Every scientist would agree that science should be based on evidence rather than assumptions.
And we have to be prepared to change our assumptions, if that is what the evidence suggests.
Psi are not incompatible with science, since they don’t contradict it.
As I said earlier, precognition is completely compatible with many of the findings and theories of physics, as is telepathy
(with the concepts of superposition and entanglement, for instance.)
Note again that I’m not saying that quantum physics can explain the phenomena.
I’m not sure that (like many other phenomena such as dark energy or consciousness) psi phenomena can be explained at present.
We should also remember that science is open-ended.
There is no final word on how the universe works.
You mention Randi's prize, which is actually a con—the whole thing is so rigged and biased against participants that no sane person would ever agree to take part.

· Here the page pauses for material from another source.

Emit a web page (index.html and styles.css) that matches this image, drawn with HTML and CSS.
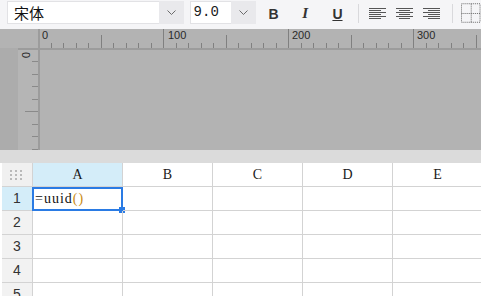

The whole thing is set up for failure. (There is an excellent book on this by Robert McLuhan called
Randi's Prize.)
I'm not a parapsychologist, but a psychologist, and I find the fundamentalism of many scientists towards psi interesting—really the same phenomenon of dogmatic certainty which affects religious fundamentalists, conferring a sense of belonging,
identity and control.
All best wishes nevertheless—I do appreciate the calmness and civility of our discussion!